Here you can see that when the three oscillators hit a baseline reading commensurate with previous "bottoms" in the bombing momentum trend, a reversal in momentum is soon thereafter invoked. In other words, if the momentum of the global bombings has been trending lower, when it reaches what in market parlance would be called an "oversold" reading, it eventually turns up again and the momentum of bombings around the world increases. Conversely, whenever the momentum of the bombing trend extends too far up too fast (i.e., the equivalent of an "overbought" reading in a traditional market oscillator chart).
Notice the extremely "overdone" bombing momentum reading of the March 13-20 time frame in the above chart. (This period of intensive bombing activity was begun on March 13 with a series of three bombs in Iraq killing a total of 66 people, plus another bomb in Bangladesh killing four). The green line denoting the 20-day rate of change in the bombing trend hit a peak for the year-to-date of 35. The 10-day oscillator (blue line) in similar fashion hit a peak of 22 and the 5-day oscillator (red line) also hit a peak. This meant that from the point of view of the global power brokers, the bombing trend had gone temporarily too far and would need to be "corrected" for the sake of mass psychology and public fear. Not surprisingly, the global bombing momentum turned down sharply from there and for a brief period of time there was a respite from heavy bombing activity around the world. (Not only was there a temporary lull in bombing activity at this time but there were actually several reports around the world of police and military agencies defusing bombs that might have exploded....almost as if to underscore the "peace and safety" aspect of the respite.)
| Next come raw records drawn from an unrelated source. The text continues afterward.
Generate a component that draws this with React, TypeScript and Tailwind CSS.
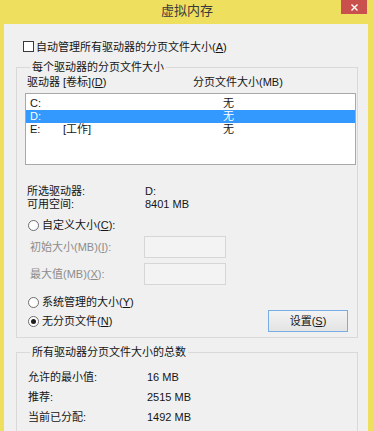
import React from 'react'

const Key = ({ k }: { k: string }) => <span className="underline underline-offset-[1px]">{k}</span>

const Radio = ({ checked, children }: { checked?: boolean; children: React.ReactNode }) => (
    <div className="flex items-center h-[12px] leading-[12px] ml-[3px]">
        <span className="w-[11px] h-[11px] rounded-full border border-[#6d6d6d] bg-white flex items-center justify-center mr-[3px] shrink-0">
            {checked && <span className="w-[5px] h-[5px] rounded-full bg-[#1e1e1e]"></span>}
        </span>
        <span>{children}</span>
    </div>
)

const drives = [
    { drive: 'C:', label: '', size: '无', selected: false },
    { drive: 'D:', label: '', size: '无', selected: true },
    { drive: 'E:', label: '[工作]', size: '无', selected: false },
]

const totals = [
    { label: '允许的最小值:', value: '16 MB' },
    { label: '推荐:', value: '2515 MB' },
    { label: '当前已分配:', value: '1492 MB' },
]

export default function App() {
    return (
        <div className="w-[374px] h-[431px] overflow-hidden bg-[#efdf5e] flex flex-col font-['Liberation_Sans','Noto_Sans_CJK_SC',sans-serif] text-[11px] text-[#151515]">
            {/* Title bar */}
            <div className="h-[24px] shrink-0 relative">
                <div className="text-center text-[13px] leading-[14px] pt-[4px] text-[#3a3a3a]">虚拟内存</div>
                <button className="absolute top-0 right-[7px] w-[26px] h-[14px] bg-[#c9504c] flex items-center justify-center">
                    <svg width="7" height="7" viewBox="0 0 7 7" fill="none" stroke="#ffffff" strokeWidth={1.4}>
                        <path d="M0.5 0.5l6 6M6.5 0.5l-6 6" />
                    </svg>
                </button>
            </div>

            {/* Dialog body */}
            <div className="flex-1 ml-[4px] mr-[6px] bg-[#f0f0f0] pl-[12px] pt-[17px]">
                <label className="flex items-center h-[11px] ml-[7px]">
                    <span className="w-[11px] h-[11px] border border-[#3a3a3a] bg-white shrink-0"></span>
                    <span className="ml-[2px] leading-[12px]">
                        自动管理所有驱动器的分页文件大小(<Key k="A" />)
                    </span>
                </label>

                {/* Per-drive group */}
                <fieldset className="mt-[9px] w-[342px] border border-[#d9d9d9] pl-[8px] pr-[1px] pb-[5px]">
                    <legend className="ml-[5px] px-[2px] leading-[13px]">每个驱动器的分页文件大小</legend>

                    <div className="mt-[2px] h-[12px] leading-[12px] flex">
                        <span className="w-[168px] pl-[2px]">
                            驱动器 [卷标](<Key k="D" />)
                        </span>
                        <span>分页文件大小(MB)</span>
                    </div>

                    <div className="mt-[5px] h-[72px] w-[331px] border border-[#a8a8a8] bg-white pt-[3px]">
                        {drives.map((d) => (
                            <div
                                key={d.drive}
                                className={`flex h-[13px] leading-[13px] pl-[4px] ${d.selected ? 'bg-[#3399ff] text-white' : ''}`}
                            >
                                <span className="w-[33px]">{d.drive}</span>
                                <span className="w-[160px]">{d.label}</span>
                                <span>{d.size}</span>
                            </div>
                        ))}
                    </div>

                    <div className="mt-[20px] flex h-[13px] leading-[13px]">
                        <span className="w-[120px] pl-[2px]">所选驱动器:</span>
                        <span>D:</span>
                    </div>
                    <div className="flex h-[13px] leading-[13px]">
                        <span className="w-[120px] pl-[2px]">可用空间:</span>
                        <span>8401 MB</span>
                    </div>

                    <div className="mt-[8px]">
                        <Radio>
                            自定义大小(<Key k="C" />):
                        </Radio>
                    </div>

                    <div className="mt-[5px] flex items-center h-[22px] text-[#8c8c8c]">
                        <span className="w-[119px] pl-[5px]">
                            初始大小(MB)(<Key k="I" />):
                        </span>
                        <span className="w-[82px] h-[22px] border border-[#d6d6d6] bg-[#f3f3f3]"></span>
                    </div>
                    <div className="mt-[5px] flex items-center h-[22px] text-[#8c8c8c]">
                        <span className="w-[119px] pl-[5px]">
                            最大值(MB)(<Key k="X" />):
                        </span>
                        <span className="w-[82px] h-[22px] border border-[#d6d6d6] bg-[#f3f3f3]"></span>
                    </div>

                    <div className="mt-[11px]">
                        <Radio>
                            系统管理的大小(<Key k="Y" />)
                        </Radio>
                    </div>

                    <div className="mt-[2px] h-[22px] flex items-center">
                        <Radio checked>
                            无分页文件(<Key k="N" />)
                        </Radio>
                        <button className="ml-auto mr-[8px] w-[80px] h-[22px] border border-[#78aee3] bg-gradient-to-b from-[#f3f3f3] to-[#e4e4e4] leading-[20px]">
                            设置(<Key k="S" />)
                        </button>
                    </div>
                </fieldset>

                {/* Totals group */}
                <fieldset className="mt-[8px] w-[342px] border border-[#d9d9d9] pl-[8px] pb-[12px]">
                    <legend className="ml-[5px] px-[2px] leading-[13px]">所有驱动器分页文件大小的总数</legend>
                    <div className="mt-[8px]">
                        {totals.map((t) => (
                            <div key={t.label} className="flex h-[20px] leading-[20px]">
                                <span className="w-[122px] pl-[3px]">{t.label}</span>
                                <span>{t.value}</span>
                            </div>
                        ))}
                    </div>
                </fieldset>
            </div>
        </div>
    )
}
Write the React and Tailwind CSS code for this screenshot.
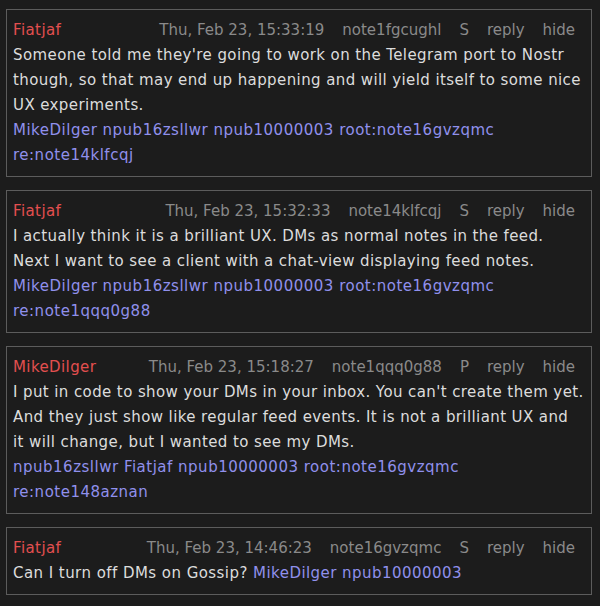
const FONT = { fontFamily: '"DejaVu Sans", "Liberation Sans", sans-serif' };

const notes = [
  {
    author: "Fiatjaf",
    when: "Thu, Feb 23, 15:33:19",
    id: "note1fgcughl",
    kind: "S",
    body: [
      "Someone told me they're going to work on the Telegram port to Nostr",
      "though, so that may end up happening and will yield itself to some nice",
      "UX experiments.",
    ],
    links: ["MikeDilger", "npub16zsllwr", "npub10000003", "root:note16gvzqmc", "re:note14klfcqj"],
  },
  {
    author: "Fiatjaf",
    when: "Thu, Feb 23, 15:32:33",
    id: "note14klfcqj",
    kind: "S",
    body: [
      "I actually think it is a brilliant UX. DMs as normal notes in the feed.",
      "Next I want to see a client with a chat-view displaying feed notes.",
    ],
    links: ["MikeDilger", "npub16zsllwr", "npub10000003", "root:note16gvzqmc", "re:note1qqq0g88"],
  },
  {
    author: "MikeDilger",
    when: "Thu, Feb 23, 15:18:27",
    id: "note1qqq0g88",
    kind: "P",
    body: [
      "I put in code to show your DMs in your inbox. You can't create them yet.",
      "And they just show like regular feed events. It is not a brilliant UX and",
      "it will change, but I wanted to see my DMs.",
    ],
    links: ["npub16zsllwr", "Fiatjaf", "npub10000003", "root:note16gvzqmc", "re:note148aznan"],
  },
  {
    author: "Fiatjaf",
    when: "Thu, Feb 23, 14:46:23",
    id: "note16gvzqmc",
    kind: "S",
    body: ["Can I turn off DMs on Gossip?"],
    links: ["MikeDilger", "npub10000003"],
    inline: true,
  },
];

function Note({ n }) {
  const linkRow = n.links.map((l, i) => (
    <span key={i} className="text-[#9090ec]">
      {l}
      {i < n.links.length - 1 ? " " : ""}
    </span>
  ));
  return (
    <div className="border border-[#5c5c5c] px-[6px] py-[8px] leading-[25px]">
      <div className="flex items-center">
        <span className="text-[#e24f4f] tracking-[0.4px]">{n.author}</span>
        <div className="ml-auto mr-[10px] flex gap-[18px] text-[#8a8a8a]">
          <span>{n.when}</span>
          <span>{n.id}</span>
          <span>{n.kind}</span>
          <span>reply</span>
          <span>hide</span>
        </div>
      </div>
      {n.inline ? (
        <div className="whitespace-nowrap text-[#dcdcdc] tracking-[0.45px]">
          {n.body[0]} {linkRow}
        </div>
      ) : (
        <>
          <div className="whitespace-nowrap text-[#dcdcdc] tracking-[0.4px]">
            {n.body.map((line, i) => (
              <div key={i}>{line}</div>
            ))}
          </div>
          <div className="tracking-[0.5px]">{linkRow}</div>
        </>
      )}
    </div>
  );
}

export default function App() {
  return (
    <div
      className="min-h-[606px] w-[600px] bg-[#1c1c1c] pl-[6px] pr-[8px] pt-[9px] text-[15px]"
      style={FONT}
    >
      <div className="flex flex-col gap-[13px]">
        {notes.map((n) => (
          <Note key={n.id} n={n} />
        ))}
      </div>
    </div>
  );
}
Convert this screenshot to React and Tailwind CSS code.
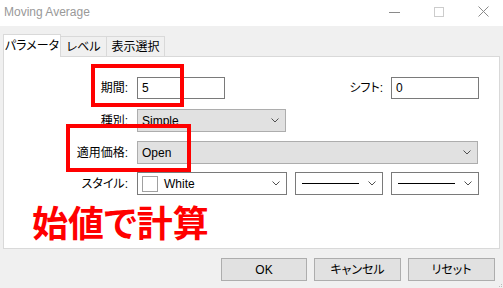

Speaking of "peace and safety," I'm reminded of a passage in the Bible which states, "For when they shall say, Peace and safety; then sudden destruction cometh upon them..." The Global Bombing Index momentum oscillators seem to validate this in that whenever the oscillators reach an extremely low level commensurate with previous bottoms, the bombing trend picks back up again whenever "peace and safety" seem to be at a maximum.
Now what are the implications of the GBI for the price of gold? In the past it can be seen that whenever the three rate of change oscillators for global bombing are falling and hit an extreme low, the price of gold and especially of gold stocks in the aggregate (as measured by the XAU index) peak and pull back for a time. But once the GBI momentum oscillators turn up and starting moving higher the gold stocks as a group eventually follow suit. Why should this be? It is because gold, and to some extent gold stocks, are reflections of widespread fear among other things and when the bombing trend is up on a global scale it has the effect of pushing up gold and gold stock prices as investors rush to safety. Gold and gold stocks fit this description in the minds of most investors, hence the tendency for gold/gold stock prices to benefit whenever the GBI momentum trend is up, and conversely, to suffer temporary setbacks when GBI momentum is at a low ebb.
With the recent upward surge in bombings around the world it is no surprise that gold recent hit a new high for the year on April 17, nor for that matter that many actively traded gold stocks have benefited from this resurgence of fear and violence. This is an unfortunate fact of the financial markets, namely that certain asset prices tend to benefit from political turmoil and violence, but one that should never be forgotten. The Global Bombing Index keeps us aware of what is happening in the world's political hot spots and informs us when the precious metals sector is likely to react to the violence that seems to be increasing with each passing month.